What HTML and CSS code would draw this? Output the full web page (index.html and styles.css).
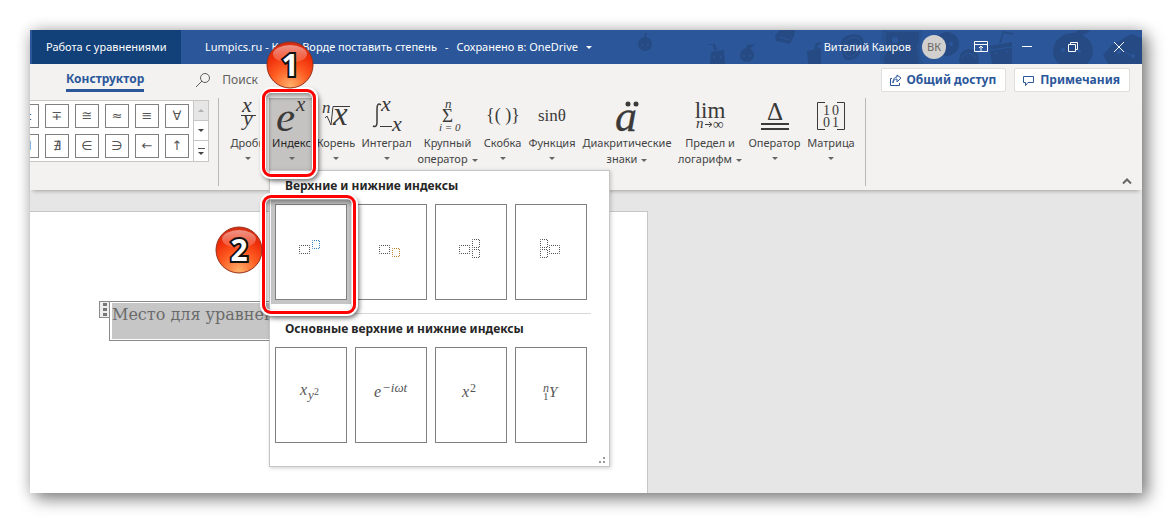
FILE: index.html
```html
<!DOCTYPE html>
<html lang="ru">
<head>
<meta charset="utf-8">
<title>Работа с уравнениями</title>
<link rel="stylesheet" href="styles.css">
</head>
<body>
<main class="window">
  <header class="titlebar">
    <svg class="pattern" width="512" height="34" viewBox="0 0 512 34" aria-hidden="true">
      <g fill="#264b84">
        <ellipse cx="15" cy="14" rx="7" ry="7"/><path d="M14 8l1-5h2l-1 4 3-2z"/>
        <path d="M81 22l13-2 1 14H80zM84 20l-1-5-4 0v-1h6l2 6z"/>
        <circle cx="117" cy="25" r="7"/><path d="M116 19l1-5 2 1 6-1-5 5z"/>
        <path d="M150 0h15l-1 6-4 8-14-3-1-5z"/>
        <path d="M177 21l14-3v16h-13zM184 19l2-6 5-1v2l-3 1-1 5z"/>
        <path d="M211 12c2-8 18-11 22-3 3 7-2 9-3 14-3 7-15 10-17 3-1-6-4-9-2-14z"/>
        <path d="M253 0h38c3 5-1 10-1 15 0 8 0 12 4 19h-42c-4-5-2-12 2-18-4-4-4-11-1-16z" opacity=".5"/>
        <path d="M257 2h31c3 8-2 10-1 17l2 15h-34c-2-6 0-10 4-15-4-4-4-11-2-17z"/>
        <circle cx="317" cy="14" r="12"/><circle cx="339" cy="29" r="10"/>
        <path d="M359 16l23-4v22h-20zM371 13l3-10 9 2v-2l-10-2-4 12z"/>
        <ellipse cx="443" cy="21" rx="20" ry="18"/><path d="M443 5q6-9 17-4-7 5-16 6z"/>
        <path d="M482 15l19-11 11 4v26h-34l-5-9z"/>
      </g>
      <g fill="none" stroke="#2b579a">
        <path d="M214 14c4-8 14-8 17-3 0 7-3 8-4 11-3 5-10 6-12 2z"/>
        <path d="M360 20l22-3M332 28c2-6 10-6 14 0M486 17l18 10M150 7l9 3"/>
      </g>
      <g fill="#2b579a">
        <circle cx="12" cy="15" r="1"/><circle cx="18" cy="15" r="1"/><circle cx="84" cy="27" r="1"/><circle cx="91" cy="27" r="1"/>
        <circle cx="114" cy="26" r="1"/><circle cx="120" cy="26" r="1"/><circle cx="218" cy="16" r="2"/><circle cx="225" cy="15" r="2"/>
        <circle cx="265" cy="10" r="3"/><circle cx="277" cy="19" r="2"/><circle cx="313" cy="14" r="2"/><circle cx="321" cy="14" r="2"/>
        <circle cx="366" cy="23" r="1"/><circle cx="377" cy="22" r="1"/><circle cx="433" cy="20" r="2"/><circle cx="449" cy="21" r="2"/>
        <circle cx="489" cy="22" r="2"/><circle cx="503" cy="26" r="2"/>
      </g>
    </svg>
    <div class="context-tab">Работа с уравнениями</div>
    <button class="doc-title" type="button"><span>Lumpics.ru - Как в Ворде поставить степень</span><span>-</span><span>Сохранено в: OneDrive</span><i class="caret"></i></button>
    <div class="account"><span>Виталий Каиров</span><span class="avatar">ВК</span></div>
    <div class="controls">
      <button type="button" aria-label="Параметры ленты"><svg width="14" height="12" viewBox="0 0 14 12"><path d="M.5.5h13v10H.5zM.5 3.5h13M7 10V5M5 7l2-2 2 2"/></svg></button>
      <button type="button" aria-label="Свернуть"><svg width="12" height="12" viewBox="0 0 12 12"><path d="M1 5.500h10"/></svg></button>
      <button type="button" aria-label="Восстановить"><svg width="12" height="12" viewBox="0 0 12 12"><path d="M1.500 3.500h7v7h-7zM3.500 3V1.500h7v7H9"/></svg></button>
      <button type="button" aria-label="Закрыть"><svg width="12" height="12" viewBox="0 0 12 12"><path d="M1 1l10 10M11 1L1 11"/></svg></button>
    </div>
  </header>

  <nav class="tabs">
    <a class="tab" href="#design">Конструктор</a>
    <button class="search" type="button"><svg width="16" height="16" viewBox="0 0 16 16"><circle cx="10" cy="6" r="4.500"/><path d="M7 9l-6 6"/></svg>Поиск</button>
    <div class="actions">
      <button type="button"><svg width="13" height="13" viewBox="0 0 13 13"><path d="M3 4.500H1.500v7h9V9M4 9c0-3 2-4 4-4v3l4-4-4-3v2C5 3 4 6 4 9z"/></svg>Общий доступ</button>
      <button type="button"><svg width="13" height="13" viewBox="0 0 13 13"><path d="M1.500 2.500h10v6H6l-2.500 3v-3h-2z"/></svg>Примечания</button>
    </div>
  </nav>

  <section class="ribbon" id="design">
    <div class="gallery">
      <div class="symbols">
        <button type="button">±</button><button type="button">∓</button><button type="button">≅</button><button type="button">≈</button><button type="button">≡</button><button type="button">∀</button>
        <button type="button">∃</button><button type="button">∄</button><button type="button">∈</button><button type="button">∋</button><button type="button">←</button><button type="button">↑</button>
      </div>
      <div class="scroller">
        <button class="off" type="button" aria-label="Вверх"><i class="caret up"></i></button>
        <button type="button" aria-label="Вниз"><i class="caret"></i></button>
        <button class="more" type="button" aria-label="Ещё"><i class="caret"></i></button>
      </div>
    </div>

    <div class="structures">
      <button class="tool" type="button">
        <svg viewBox="0 0 48 36"><text x="18" y="13" font-size="22">x</text><path d="M17 16.500h15"/><text x="19" y="26" font-size="22">y</text></svg>
        <span>Дробь</span><i class="caret"></i></button>
      <div class="index">
        <button class="tool open" type="button" aria-expanded="true">
          <svg viewBox="0 0 48 36"><text x="8" y="32" font-size="43">e</text><text x="28" y="12" font-size="21">x</text></svg>
          <span>Индекс</span><i class="caret"></i></button>

        <div class="menu">
          <h2>Верхние и нижние индексы</h2>
          <div class="cells">
            <button class="cell chosen" type="button" aria-label="Верхний индекс"><svg viewBox="0 0 32 32"><path class="dot" d="M4.500 13.500h10v8h-10z"/><path class="dot blue" d="M17.500 8.500h7v8h-7z"/></svg></button>
            <button class="cell" type="button" aria-label="Нижний индекс"><svg viewBox="0 0 32 32"><path class="dot" d="M4.500 13.500h10v8h-10z"/><path class="dot tan" d="M17.500 16.500h7v8h-7z"/></svg></button>
            <button class="cell" type="button" aria-label="Верхний и нижний индекс"><svg viewBox="0 0 32 32"><path class="dot" d="M4.500 13.500h10v8h-10z"/><path class="dot" d="M17.500 7.500h7v8h-7zM17.500 17.500h7v8h-7z"/></svg></button>
            <button class="cell" type="button" aria-label="Левые индексы"><svg viewBox="0 0 32 32"><path class="dot" d="M14.500 13.500h10v8h-10z"/><path class="dot" d="M5.500 7.500h7v8h-7zM5.500 17.500h7v8h-7z"/></svg></button>
          </div>
          <hr>
          <h2>Основные верхние и нижние индексы</h2>
          <div class="cells">
            <button class="cell formula" type="button"><svg viewBox="0 0 40 32"><text x="9" y="18" font-size="16">x</text><text x="17" y="22" font-size="13">y</text><text class="up" x="23" y="18" font-size="10">2</text></svg></button>
            <button class="cell formula" type="button"><svg viewBox="0 0 40 32"><text x="3" y="20" font-size="16">e</text><text x="11" y="15" font-size="13">−iωt</text></svg></button>
            <button class="cell formula" type="button"><svg viewBox="0 0 40 32"><text x="11" y="20" font-size="16">x</text><text class="up" x="19" y="15" font-size="12">2</text></svg></button>
            <button class="cell formula" type="button"><svg viewBox="0 0 40 32"><text x="12" y="15" font-size="12">n</text><text class="up" x="12" y="23" font-size="11">1</text><text x="18" y="20" font-size="15">Y</text></svg></button>
          </div>
          <svg class="grip" width="8" height="8" viewBox="0 0 8 8"><path d="M4 0h2v2H4zM0 4h2v2H0zM4 4h2v2H4z"/></svg>
          <div class="ring ring-cell"></div>
          <svg class="badge badge-two" width="48" height="48" viewBox="0 0 48 48"><use href="#ball"/><text x="24" y="35">2</text></svg>
        </div>
        <div class="ring ring-tool"></div>
        <svg class="badge badge-one" width="48" height="48" viewBox="0 0 48 48">
          <defs>
            <radialGradient id="glow" cx=".5" cy=".95" r=".9"><stop offset="0" stop-color="#ffb069"/><stop offset=".45" stop-color="#ff5c22"/><stop offset=".8" stop-color="#ee2c08"/><stop offset="1" stop-color="#d92c10"/></radialGradient>
            <linearGradient id="gloss" x2="0" y2="1"><stop offset="0" stop-color="#fff" stop-opacity=".5"/><stop offset="1" stop-color="#fff" stop-opacity=".12"/></linearGradient>
            <g id="ball"><circle cx="24" cy="24" r="23" fill="url(#glow)" stroke="#96301a"/><ellipse cx="24" cy="13" rx="17" ry="9" fill="url(#gloss)"/></g>
          </defs>
          <use href="#ball"/><text x="24" y="35">1</text>
        </svg>
      </div>
      <button class="tool" type="button">
        <svg viewBox="0 0 48 36"><text x="10" y="14" font-size="17">n</text><path d="M13 19l2-2 4 9 2-18.500h17"/><text x="21" y="26" font-size="33">x</text></svg>
        <span>Корень</span><i class="caret"></i></button>
      <button class="tool" type="button">
        <svg viewBox="0 0 48 36"><path d="M18 6q-4-3-4 4v13q0 6-4 4" stroke-width="1.500"/><text x="18" y="12" font-size="22">x</text><path d="M17 27.500h12"/><text x="29" y="32" font-size="22">x</text></svg>
        <span>Интеграл</span><i class="caret"></i></button>
      <button class="tool" type="button">
        <svg viewBox="0 0 48 36"><text x="21" y="9" font-size="13">n</text><text class="up" x="18" y="23" font-size="19">Σ</text><text x="15" y="32" font-size="11">i = 0</text></svg>
        <span>Крупный<br>оператор<i class="caret"></i></span></button>
      <button class="tool" type="button">
        <svg viewBox="0 0 48 36"><text class="up mid" x="24" y="22" font-size="18">{( )}</text></svg>
        <span>Скобка</span><i class="caret"></i></button>
      <button class="tool" type="button">
        <svg viewBox="0 0 48 36"><text class="up mid" x="24" y="22" font-size="17">sinθ</text></svg>
        <span>Функция</span><i class="caret"></i></button>
      <button class="tool" type="button">
        <svg viewBox="0 0 48 36"><text class="heavy" x="12" y="32" font-size="44">a</text><circle cx="25" cy="5" r="2.500"/><circle cx="33" cy="5" r="2.500"/></svg>
        <span>Диакритические<br>знаки<i class="caret"></i></span></button>
      <button class="tool" type="button">
        <svg viewBox="0 0 48 36"><text class="up mid" x="24" y="19" font-size="23">lim</text><text x="10" y="29" font-size="15">n</text><path d="M19 25.500h6M23 23l3 2.500-3 2.500"/><text class="up" x="27" y="30" font-size="15">∞</text></svg>
        <span>Предел и<br>логарифм<i class="caret"></i></span></button>
      <button class="tool" type="button">
        <svg viewBox="0 0 48 36"><text class="up mid" x="24" y="21" font-size="25">Δ</text><path d="M10 25h28M10 30h28" stroke-width="2"/></svg>
        <span>Оператор</span><i class="caret"></i></button>
      <button class="tool" type="button">
        <svg viewBox="0 0 48 36"><path d="M18 3.500h-7.500v27H18M30 3.500h7.500v27H30"/><text class="up" x="16" y="16" font-size="14">1</text><text class="up" x="25" y="16" font-size="14">0</text><text class="up" x="16" y="28" font-size="14">0</text><text class="up" x="25" y="28" font-size="14">1</text></svg>
        <span>Матрица</span><i class="caret"></i></button>
    </div>
    <button class="collapse" type="button" aria-label="Свернуть ленту"><svg width="10" height="7" viewBox="0 0 10 7"><path d="M1 5.500l4-4 4 4"/></svg></button>
  </section>

  <section class="workspace">
    <article class="page">
      <div class="equation"><span class="handle"><i></i><i></i><i></i></span><div class="field"><p>Место для уравнения.</p></div></div>
    </article>
  </section>
</main>
</body>
</html>
```
FILE: styles.css
```css
* { box-sizing: border-box; }
body {
  margin: 0;
  min-height: 100vh;
  padding: 30px;
  display: flex;
  background: #fff;
  font: 11px/16px "Noto Sans", "Open Sans", sans-serif;
  color: #444;
}
button { font: inherit; color: inherit; padding: 0; border: 0; background: none; }
.window {
  flex: 1;
  min-width: 0;
  display: flex;
  flex-direction: column;
  background: #e6e6e6;
  box-shadow: 6px 6px 16px rgba(0, 0, 0, .45), 0 0 14px rgba(0, 0, 0, .2);
}

.caret { display: inline-block; border: 3px solid transparent; border-top-color: currentColor; border-bottom: 0; vertical-align: middle; }
.caret.up { border-top: 0; border-bottom: 3px solid #b0b0b0; }

/* Title bar */
.titlebar { position: relative; display: flex; align-items: stretch; height: 34px; padding-left: 2px; background: #2b579a; color: #fff; white-space: nowrap; }
.pattern { position: absolute; right: 0; top: 0; }
.context-tab { width: 149px; padding-left: 14px; line-height: 33px; background: #124078; }
.doc-title { display: flex; align-items: center; gap: 8px; padding-left: 24px; }
.account { position: relative; margin-left: auto; display: flex; align-items: center; gap: 11px; padding-right: 12px; }
.avatar { width: 24px; height: 24px; border-radius: 50%; background: #d2d0ce; color: #6b6764; line-height: 24px; text-align: center; }
.controls { position: relative; display: flex; }
.controls button { width: 46px; display: grid; place-items: center; }
.controls svg { fill: none; stroke: #fff; }

/* Tab row */
.tabs { display: flex; align-items: center; height: 34px; padding: 0 12px 2px 36px; background: #f3f2f1; font-size: 12px; }
.tab { align-self: flex-start; margin-top: 6px; height: 22px; border-bottom: 3px solid #2b579a; color: #2b579a; line-height: 18px; font-weight: 700; text-decoration: none; }
.search { display: flex; align-items: center; gap: 11px; margin-left: 51px; color: #605e5c; }
.search svg { fill: none; stroke: #605e5c; }
.actions { margin-left: auto; display: flex; gap: 8px; }
.actions button { display: flex; align-items: center; gap: 5px; height: 24px; padding: 0 9px 0 7px; border: 1px solid #e1dfdd; border-radius: 2px; background: #fff; color: #2b579a; font-weight: 700; }
.actions svg { fill: none; stroke: #2b579a; }

/* Ribbon */
.ribbon { position: relative; z-index: 1; display: flex; align-items: flex-start; height: 92px; background: #f3f2f1; box-shadow: 0 4px 4px -3px rgba(0, 0, 0, .3); }
.gallery { display: flex; justify-content: flex-end; width: 179px; height: 62px; margin-top: 2px; border: 1px solid #c8c6c4; border-left: 0; background: #fff; overflow: hidden; }
.symbols { flex: none; display: grid; grid-template-columns: repeat(6, 24px); gap: 6px; align-content: start; padding: 3px 4px 0 0; }
.symbols button { height: 24px; border: 1px solid #808080; background: #fff; font: 13px/20px "DejaVu Sans", sans-serif; color: #555; }
.scroller { flex: none; width: 15px; display: grid; grid-template-rows: 20px 20px 20px; border-left: 1px solid #c8c6c4; }
.scroller button { display: grid; place-items: center; border-bottom: 1px solid #c8c6c4; }
.scroller .off { background: #e6e6e6; }
.scroller .more { border-bottom: 0; align-content: center; gap: 3px; }
.scroller .more::before { content: ""; width: 7px; height: 1px; background: #555; }

.structures {
  display: grid;
  grid-template-columns: 43px 45px 44px 57px 65px 45px 54px 96px 70px 59px 54px;
  height: 88px;
  margin-left: 9px;
  padding: 0 7px;
  border: 1px solid #bab8b6;
  border-width: 0 1px;
}
.tool { display: flex; flex-direction: column; align-items: center; width: 100%; height: 76px; padding-top: 1px; text-align: center; white-space: nowrap; }
.tool svg { flex: none; width: 48px; height: 36px; fill: #3b3a39; overflow: visible; }
.tool path { fill: none; stroke: #3b3a39; }
.tool .caret { color: #666; }
.tool > .caret { margin-top: 6px; }
.tool span .caret { margin-left: 4px; }
svg text { font-family: "Liberation Serif", serif; font-style: italic; }
svg text.up { font-style: normal; }
svg text.mid { text-anchor: middle; }
svg text.heavy { stroke: #3b3a39; stroke-width: .3; }

.index { position: relative; }
.tool.open { background: #c5c3c1; color: #262626; box-shadow: inset 0 0 3px #888; }

.collapse { margin-left: auto; align-self: flex-end; padding: 0 10px 5px; line-height: 0; }
.collapse svg { fill: none; stroke: #666; stroke-width: 2; }

/* Drop-down gallery */
.menu { position: absolute; left: 0; top: 72px; width: 341px; padding: 7px 18px 23px 5px; border: 1px solid #c6c6c6; background: #fff; box-shadow: 1px 1px 4px rgba(0, 0, 0, .2); }
.menu h2 { margin: 0 0 10px 10px; font-size: 12px; line-height: 16px; font-weight: 700; color: #262626; white-space: nowrap; }
.menu hr { margin: 13px 0 7px; border: 0; border-top: 1px solid #d8d8d8; }
.cells { display: flex; gap: 8px; }
.cell { width: 72px; height: 96px; display: grid; place-items: center; border: 1px solid #808080; background: #fff; }
.cell.chosen { box-shadow: 0 0 0 4px #c5c5c5; }
.cell svg { width: 32px; height: 32px; margin-top: -8px; fill: #555; overflow: visible; }
.cell.formula svg { width: 40px; margin-top: -4px; }
.dot { fill: none; stroke: #555; stroke-dasharray: 1 1; stroke-dashoffset: .5; }
.dot.blue { stroke: #3a7fc0; }
.dot.tan { stroke: #b98034; }
.grip { position: absolute; right: 2px; bottom: 1px; fill: #999; }

/* Step callouts */
.ring { position: absolute; border: 3px solid #f00; border-radius: 9px; box-shadow: 0 0 0 2px #fff, inset 0 0 0 1px #fff, 2px 3px 5px 1px rgba(0, 0, 0, .6), inset 1px 3px 5px 1px rgba(0, 0, 0, .4); pointer-events: none; }
.ring-tool { left: -7px; top: -9px; width: 54px; height: 88px; }
.ring-cell { left: -8px; top: 24px; width: 94px; height: 119px; }
.badge { position: absolute; }
.badge-one { left: -3px; top: -57px; }
.badge-two { left: -55px; top: 55px; }
.badge text { fill: #fff; stroke: #111; stroke-width: 4; paint-order: stroke; font: 700 30px "Noto Sans", sans-serif; text-anchor: middle; }

/* Document */
.workspace { flex: 1; padding-top: 21px; display: flex; }
.page { width: 618px; padding: 89px 0 0 69px; border: 1px solid #c6c6c6; border-width: 1px 1px 0 0; background: #fff; }
.equation { display: flex; align-items: flex-start; }
.handle { width: 11px; height: 17px; margin-right: -1px; display: grid; align-content: center; justify-content: center; gap: 2px; border: 1px solid #8a8a8a; background: #eee; }
.handle i { width: 4px; height: 3px; background: #777; }
.field { width: 240px; height: 40px; padding: 1px 2px; border: 1px solid #8a8a8a; }
.field p { margin: 0; height: 36px; background: #c6c6c6; color: #6b6b6b; font: 16px/24px "DejaVu Serif", serif; white-space: nowrap; overflow: hidden; }
```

● **EXERCISE BRIEF**
In the listing, find all lines with the string "index" and copy them.

● **SOLUTION TO THIS PROBLEM**
What HTML and CSS code would draw this? Output the full web page (index.html and styles.css).
FILE: index.html
      <div class="index">
.ribbon { position: relative; z-index: 1; display: flex; align-items: flex-start; height: 92px; background: #f3f2f1; box-shadow: 0 4px 4px -3px rgba(0, 0, 0, .3); }
.index { position: relative; }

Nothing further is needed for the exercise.